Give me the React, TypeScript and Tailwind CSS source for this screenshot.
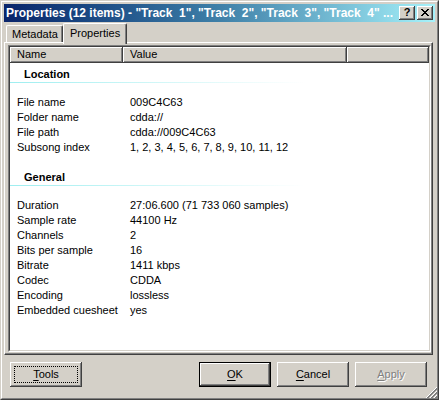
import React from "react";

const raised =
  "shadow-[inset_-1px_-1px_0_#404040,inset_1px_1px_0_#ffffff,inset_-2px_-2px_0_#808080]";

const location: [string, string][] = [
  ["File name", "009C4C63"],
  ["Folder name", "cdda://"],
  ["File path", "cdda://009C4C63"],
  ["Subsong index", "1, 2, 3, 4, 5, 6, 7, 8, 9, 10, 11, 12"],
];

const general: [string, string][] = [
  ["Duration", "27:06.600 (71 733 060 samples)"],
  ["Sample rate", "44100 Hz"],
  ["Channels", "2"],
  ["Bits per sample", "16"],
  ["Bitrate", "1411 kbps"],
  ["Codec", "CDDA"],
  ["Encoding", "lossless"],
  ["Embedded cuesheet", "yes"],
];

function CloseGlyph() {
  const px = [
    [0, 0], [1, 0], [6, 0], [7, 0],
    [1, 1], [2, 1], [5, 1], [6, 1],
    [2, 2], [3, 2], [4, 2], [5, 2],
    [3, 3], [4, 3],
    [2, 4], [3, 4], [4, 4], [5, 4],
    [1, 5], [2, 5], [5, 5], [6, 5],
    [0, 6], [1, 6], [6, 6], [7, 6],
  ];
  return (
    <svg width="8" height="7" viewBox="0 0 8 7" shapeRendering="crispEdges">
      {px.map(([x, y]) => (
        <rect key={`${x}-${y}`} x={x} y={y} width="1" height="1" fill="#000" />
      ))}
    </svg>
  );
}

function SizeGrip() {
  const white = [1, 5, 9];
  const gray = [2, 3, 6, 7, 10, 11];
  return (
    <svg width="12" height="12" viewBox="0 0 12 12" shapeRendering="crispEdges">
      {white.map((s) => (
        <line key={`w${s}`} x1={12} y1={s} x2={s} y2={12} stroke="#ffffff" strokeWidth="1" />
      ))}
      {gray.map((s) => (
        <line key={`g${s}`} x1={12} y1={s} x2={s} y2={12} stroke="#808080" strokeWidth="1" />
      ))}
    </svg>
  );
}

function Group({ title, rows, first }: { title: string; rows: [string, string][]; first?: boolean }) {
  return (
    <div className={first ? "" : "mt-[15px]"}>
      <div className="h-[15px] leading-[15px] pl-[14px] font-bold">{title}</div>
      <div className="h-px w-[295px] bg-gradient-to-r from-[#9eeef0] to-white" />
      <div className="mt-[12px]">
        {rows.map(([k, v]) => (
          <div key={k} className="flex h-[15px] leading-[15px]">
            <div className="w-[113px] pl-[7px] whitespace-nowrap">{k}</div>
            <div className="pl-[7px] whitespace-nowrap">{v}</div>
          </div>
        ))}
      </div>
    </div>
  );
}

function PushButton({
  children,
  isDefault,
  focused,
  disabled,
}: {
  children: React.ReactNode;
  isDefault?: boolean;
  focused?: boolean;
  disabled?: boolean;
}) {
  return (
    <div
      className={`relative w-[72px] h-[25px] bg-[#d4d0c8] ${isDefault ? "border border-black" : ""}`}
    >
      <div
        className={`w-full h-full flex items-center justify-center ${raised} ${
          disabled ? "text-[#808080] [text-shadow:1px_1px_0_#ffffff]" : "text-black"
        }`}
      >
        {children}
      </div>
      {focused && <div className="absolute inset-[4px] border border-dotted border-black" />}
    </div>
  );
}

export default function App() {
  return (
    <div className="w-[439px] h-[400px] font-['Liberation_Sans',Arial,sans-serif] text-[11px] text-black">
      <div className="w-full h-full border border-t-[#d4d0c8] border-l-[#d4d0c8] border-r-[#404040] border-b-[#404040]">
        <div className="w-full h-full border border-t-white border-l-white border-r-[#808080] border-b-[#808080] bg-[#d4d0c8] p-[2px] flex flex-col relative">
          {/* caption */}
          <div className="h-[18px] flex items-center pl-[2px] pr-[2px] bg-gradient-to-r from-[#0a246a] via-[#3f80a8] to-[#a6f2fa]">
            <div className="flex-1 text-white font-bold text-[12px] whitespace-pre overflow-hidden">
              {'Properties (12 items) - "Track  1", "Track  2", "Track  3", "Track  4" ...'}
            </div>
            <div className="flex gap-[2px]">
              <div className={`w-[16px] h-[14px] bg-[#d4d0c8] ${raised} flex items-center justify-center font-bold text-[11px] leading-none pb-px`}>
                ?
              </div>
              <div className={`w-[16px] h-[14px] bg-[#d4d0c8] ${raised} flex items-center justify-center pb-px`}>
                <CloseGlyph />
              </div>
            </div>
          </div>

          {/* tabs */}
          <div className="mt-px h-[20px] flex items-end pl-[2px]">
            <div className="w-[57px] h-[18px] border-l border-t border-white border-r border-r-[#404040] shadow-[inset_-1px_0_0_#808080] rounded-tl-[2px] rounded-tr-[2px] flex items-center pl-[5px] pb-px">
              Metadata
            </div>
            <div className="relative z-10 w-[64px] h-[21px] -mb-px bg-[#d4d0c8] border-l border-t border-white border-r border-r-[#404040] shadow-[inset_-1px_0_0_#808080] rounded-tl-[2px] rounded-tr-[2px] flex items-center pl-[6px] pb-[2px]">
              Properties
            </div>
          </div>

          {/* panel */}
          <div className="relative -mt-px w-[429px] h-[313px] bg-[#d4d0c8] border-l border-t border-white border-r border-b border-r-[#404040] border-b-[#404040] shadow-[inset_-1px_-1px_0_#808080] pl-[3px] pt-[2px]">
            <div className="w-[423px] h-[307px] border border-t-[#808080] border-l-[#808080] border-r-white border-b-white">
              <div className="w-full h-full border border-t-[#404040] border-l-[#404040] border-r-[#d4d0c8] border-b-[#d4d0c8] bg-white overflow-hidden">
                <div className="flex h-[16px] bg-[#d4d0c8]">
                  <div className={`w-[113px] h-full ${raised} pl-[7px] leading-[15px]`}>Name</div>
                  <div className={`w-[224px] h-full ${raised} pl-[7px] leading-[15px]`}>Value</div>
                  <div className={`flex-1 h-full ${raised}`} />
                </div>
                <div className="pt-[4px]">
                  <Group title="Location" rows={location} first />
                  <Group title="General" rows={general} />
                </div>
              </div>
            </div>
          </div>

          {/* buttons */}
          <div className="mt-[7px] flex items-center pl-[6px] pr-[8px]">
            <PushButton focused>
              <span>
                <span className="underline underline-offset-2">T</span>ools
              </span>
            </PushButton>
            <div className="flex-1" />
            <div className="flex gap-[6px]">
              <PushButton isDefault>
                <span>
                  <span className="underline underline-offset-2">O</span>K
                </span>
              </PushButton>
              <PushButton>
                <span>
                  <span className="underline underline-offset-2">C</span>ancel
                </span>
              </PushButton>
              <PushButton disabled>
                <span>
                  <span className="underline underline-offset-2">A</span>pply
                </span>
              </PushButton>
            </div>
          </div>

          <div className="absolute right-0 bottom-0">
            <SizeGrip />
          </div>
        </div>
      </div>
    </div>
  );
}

= = = =

__Do this__
Give every line above again exactly, with no pictures.

__Answer below__
Give me the React, TypeScript and Tailwind CSS source for this screenshot.
import React from "react";

const raised =
  "shadow-[inset_-1px_-1px_0_#404040,inset_1px_1px_0_#ffffff,inset_-2px_-2px_0_#808080]";

const location: [string, string][] = [
  ["File name", "009C4C63"],
  ["Folder name", "cdda://"],
  ["File path", "cdda://009C4C63"],
  ["Subsong index", "1, 2, 3, 4, 5, 6, 7, 8, 9, 10, 11, 12"],
];

const general: [string, string][] = [
  ["Duration", "27:06.600 (71 733 060 samples)"],
  ["Sample rate", "44100 Hz"],
  ["Channels", "2"],
  ["Bits per sample", "16"],
  ["Bitrate", "1411 kbps"],
  ["Codec", "CDDA"],
  ["Encoding", "lossless"],
  ["Embedded cuesheet", "yes"],
];

function CloseGlyph() {
  const px = [
    [0, 0], [1, 0], [6, 0], [7, 0],
    [1, 1], [2, 1], [5, 1], [6, 1],
    [2, 2], [3, 2], [4, 2], [5, 2],
    [3, 3], [4, 3],
    [2, 4], [3, 4], [4, 4], [5, 4],
    [1, 5], [2, 5], [5, 5], [6, 5],
    [0, 6], [1, 6], [6, 6], [7, 6],
  ];
  return (
    <svg width="8" height="7" viewBox="0 0 8 7" shapeRendering="crispEdges">
      {px.map(([x, y]) => (
        <rect key={`${x}-${y}`} x={x} y={y} width="1" height="1" fill="#000" />
      ))}
    </svg>
  );
}

function SizeGrip() {
  const white = [1, 5, 9];
  const gray = [2, 3, 6, 7, 10, 11];
  return (
    <svg width="12" height="12" viewBox="0 0 12 12" shapeRendering="crispEdges">
      {white.map((s) => (
        <line key={`w${s}`} x1={12} y1={s} x2={s} y2={12} stroke="#ffffff" strokeWidth="1" />
      ))}
      {gray.map((s) => (
        <line key={`g${s}`} x1={12} y1={s} x2={s} y2={12} stroke="#808080" strokeWidth="1" />
      ))}
    </svg>
  );
}

function Group({ title, rows, first }: { title: string; rows: [string, string][]; first?: boolean }) {
  return (
    <div className={first ? "" : "mt-[15px]"}>
      <div className="h-[15px] leading-[15px] pl-[14px] font-bold">{title}</div>
      <div className="h-px w-[295px] bg-gradient-to-r from-[#9eeef0] to-white" />
      <div className="mt-[12px]">
        {rows.map(([k, v]) => (
          <div key={k} className="flex h-[15px] leading-[15px]">
            <div className="w-[113px] pl-[7px] whitespace-nowrap">{k}</div>
            <div className="pl-[7px] whitespace-nowrap">{v}</div>
          </div>
        ))}
      </div>
    </div>
  );
}

function PushButton({
  children,
  isDefault,
  focused,
  disabled,
}: {
  children: React.ReactNode;
  isDefault?: boolean;
  focused?: boolean;
  disabled?: boolean;
}) {
  return (
    <div
      className={`relative w-[72px] h-[25px] bg-[#d4d0c8] ${isDefault ? "border border-black" : ""}`}
    >
      <div
        className={`w-full h-full flex items-center justify-center ${raised} ${
          disabled ? "text-[#808080] [text-shadow:1px_1px_0_#ffffff]" : "text-black"
        }`}
      >
        {children}
      </div>
      {focused && <div className="absolute inset-[4px] border border-dotted border-black" />}
    </div>
  );
}

export default function App() {
  return (
    <div className="w-[439px] h-[400px] font-['Liberation_Sans',Arial,sans-serif] text-[11px] text-black">
      <div className="w-full h-full border border-t-[#d4d0c8] border-l-[#d4d0c8] border-r-[#404040] border-b-[#404040]">
        <div className="w-full h-full border border-t-white border-l-white border-r-[#808080] border-b-[#808080] bg-[#d4d0c8] p-[2px] flex flex-col relative">
          {/* caption */}
          <div className="h-[18px] flex items-center pl-[2px] pr-[2px] bg-gradient-to-r from-[#0a246a] via-[#3f80a8] to-[#a6f2fa]">
            <div className="flex-1 text-white font-bold text-[12px] whitespace-pre overflow-hidden">
              {'Properties (12 items) - "Track  1", "Track  2", "Track  3", "Track  4" ...'}
            </div>
            <div className="flex gap-[2px]">
              <div className={`w-[16px] h-[14px] bg-[#d4d0c8] ${raised} flex items-center justify-center font-bold text-[11px] leading-none pb-px`}>
                ?
              </div>
              <div className={`w-[16px] h-[14px] bg-[#d4d0c8] ${raised} flex items-center justify-center pb-px`}>
                <CloseGlyph />
              </div>
            </div>
          </div>

          {/* tabs */}
          <div className="mt-px h-[20px] flex items-end pl-[2px]">
            <div className="w-[57px] h-[18px] border-l border-t border-white border-r border-r-[#404040] shadow-[inset_-1px_0_0_#808080] rounded-tl-[2px] rounded-tr-[2px] flex items-center pl-[5px] pb-px">
              Metadata
            </div>
            <div className="relative z-10 w-[64px] h-[21px] -mb-px bg-[#d4d0c8] border-l border-t border-white border-r border-r-[#404040] shadow-[inset_-1px_0_0_#808080] rounded-tl-[2px] rounded-tr-[2px] flex items-center pl-[6px] pb-[2px]">
              Properties
            </div>
          </div>

          {/* panel */}
          <div className="relative -mt-px w-[429px] h-[313px] bg-[#d4d0c8] border-l border-t border-white border-r border-b border-r-[#404040] border-b-[#404040] shadow-[inset_-1px_-1px_0_#808080] pl-[3px] pt-[2px]">
            <div className="w-[423px] h-[307px] border border-t-[#808080] border-l-[#808080] border-r-white border-b-white">
              <div className="w-full h-full border border-t-[#404040] border-l-[#404040] border-r-[#d4d0c8] border-b-[#d4d0c8] bg-white overflow-hidden">
                <div className="flex h-[16px] bg-[#d4d0c8]">
                  <div className={`w-[113px] h-full ${raised} pl-[7px] leading-[15px]`}>Name</div>
                  <div className={`w-[224px] h-full ${raised} pl-[7px] leading-[15px]`}>Value</div>
                  <div className={`flex-1 h-full ${raised}`} />
                </div>
                <div className="pt-[4px]">
                  <Group title="Location" rows={location} first />
                  <Group title="General" rows={general} />
                </div>
              </div>
            </div>
          </div>

          {/* buttons */}
          <div className="mt-[7px] flex items-center pl-[6px] pr-[8px]">
            <PushButton focused>
              <span>
                <span className="underline underline-offset-2">T</span>ools
              </span>
            </PushButton>
            <div className="flex-1" />
            <div className="flex gap-[6px]">
              <PushButton isDefault>
                <span>
                  <span className="underline underline-offset-2">O</span>K
                </span>
              </PushButton>
              <PushButton>
                <span>
                  <span className="underline underline-offset-2">C</span>ancel
                </span>
              </PushButton>
              <PushButton disabled>
                <span>
                  <span className="underline underline-offset-2">A</span>pply
                </span>
              </PushButton>
            </div>
          </div>

          <div className="absolute right-0 bottom-0">
            <SizeGrip />
          </div>
        </div>
      </div>
    </div>
  );
}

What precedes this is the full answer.